## THE RECORDS:

────────

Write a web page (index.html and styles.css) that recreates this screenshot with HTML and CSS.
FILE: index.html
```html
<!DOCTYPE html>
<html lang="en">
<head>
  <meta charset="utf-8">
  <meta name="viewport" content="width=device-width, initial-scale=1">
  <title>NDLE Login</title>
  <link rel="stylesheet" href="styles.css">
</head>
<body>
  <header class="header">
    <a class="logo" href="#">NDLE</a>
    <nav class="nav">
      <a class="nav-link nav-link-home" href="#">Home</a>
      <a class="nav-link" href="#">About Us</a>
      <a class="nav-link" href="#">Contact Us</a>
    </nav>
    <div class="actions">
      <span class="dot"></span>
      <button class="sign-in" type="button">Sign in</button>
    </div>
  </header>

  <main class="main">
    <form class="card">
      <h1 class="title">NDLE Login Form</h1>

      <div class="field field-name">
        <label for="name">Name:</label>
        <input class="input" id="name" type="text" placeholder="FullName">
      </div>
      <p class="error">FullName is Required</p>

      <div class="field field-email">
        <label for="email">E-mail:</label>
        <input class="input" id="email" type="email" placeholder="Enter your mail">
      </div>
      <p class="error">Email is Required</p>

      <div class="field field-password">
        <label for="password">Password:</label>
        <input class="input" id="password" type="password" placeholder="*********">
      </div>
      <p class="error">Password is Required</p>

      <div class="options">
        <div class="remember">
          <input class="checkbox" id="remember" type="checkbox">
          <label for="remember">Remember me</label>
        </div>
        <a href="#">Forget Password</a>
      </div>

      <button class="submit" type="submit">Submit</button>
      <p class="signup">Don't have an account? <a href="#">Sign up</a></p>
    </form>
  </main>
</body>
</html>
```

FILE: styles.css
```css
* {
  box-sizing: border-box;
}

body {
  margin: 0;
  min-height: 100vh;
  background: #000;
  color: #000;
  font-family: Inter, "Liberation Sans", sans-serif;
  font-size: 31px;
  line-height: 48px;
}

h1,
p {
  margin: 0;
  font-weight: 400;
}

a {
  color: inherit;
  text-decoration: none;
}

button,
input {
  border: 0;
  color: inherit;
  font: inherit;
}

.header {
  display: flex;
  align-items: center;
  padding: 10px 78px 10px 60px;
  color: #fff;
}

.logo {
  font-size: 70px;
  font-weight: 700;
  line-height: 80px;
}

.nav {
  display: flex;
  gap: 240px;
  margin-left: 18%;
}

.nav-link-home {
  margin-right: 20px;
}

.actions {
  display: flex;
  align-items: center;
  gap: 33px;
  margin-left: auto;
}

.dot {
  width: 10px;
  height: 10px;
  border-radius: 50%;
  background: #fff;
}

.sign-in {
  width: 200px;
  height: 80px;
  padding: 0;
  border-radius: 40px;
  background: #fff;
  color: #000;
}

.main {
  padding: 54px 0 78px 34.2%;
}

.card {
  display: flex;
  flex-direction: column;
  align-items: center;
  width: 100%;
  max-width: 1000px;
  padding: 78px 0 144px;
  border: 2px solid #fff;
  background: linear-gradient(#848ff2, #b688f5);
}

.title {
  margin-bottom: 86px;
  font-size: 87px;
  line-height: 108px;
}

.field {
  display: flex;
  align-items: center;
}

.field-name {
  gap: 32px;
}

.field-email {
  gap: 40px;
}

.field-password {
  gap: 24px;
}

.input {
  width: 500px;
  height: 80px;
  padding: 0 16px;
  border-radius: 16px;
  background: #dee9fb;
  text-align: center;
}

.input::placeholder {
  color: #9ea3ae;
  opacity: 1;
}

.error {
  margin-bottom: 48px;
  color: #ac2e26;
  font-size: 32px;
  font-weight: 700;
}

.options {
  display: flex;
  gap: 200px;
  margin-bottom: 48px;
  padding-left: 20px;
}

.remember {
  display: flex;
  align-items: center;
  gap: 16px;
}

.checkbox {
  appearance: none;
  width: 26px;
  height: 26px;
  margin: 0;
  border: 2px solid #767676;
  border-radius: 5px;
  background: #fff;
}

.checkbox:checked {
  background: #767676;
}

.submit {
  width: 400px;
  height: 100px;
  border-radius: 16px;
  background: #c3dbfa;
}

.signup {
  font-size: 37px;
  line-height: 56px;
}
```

────────

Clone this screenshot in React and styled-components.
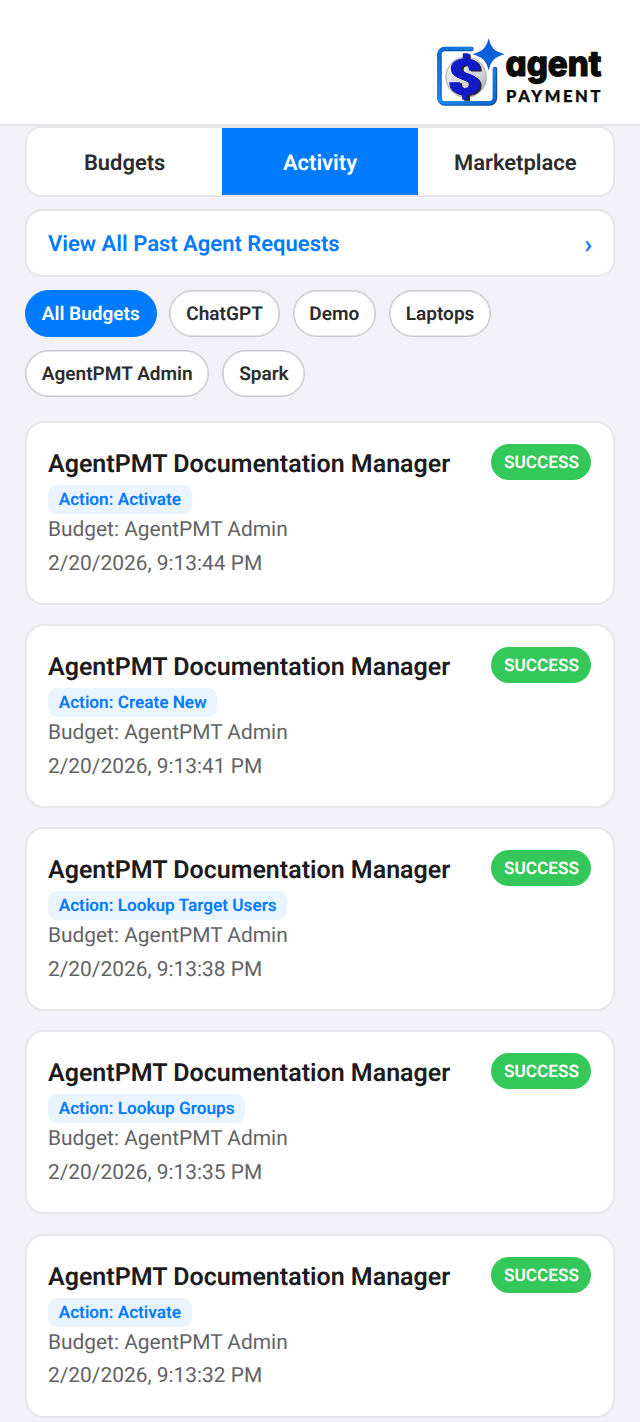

────────

Within the listing above, copy each line that has the string "styles".

## EXPECTED ANSWER:
Write a web page (index.html and styles.css) that recreates this screenshot with HTML and CSS.
  <link rel="stylesheet" href="styles.css">
FILE: styles.css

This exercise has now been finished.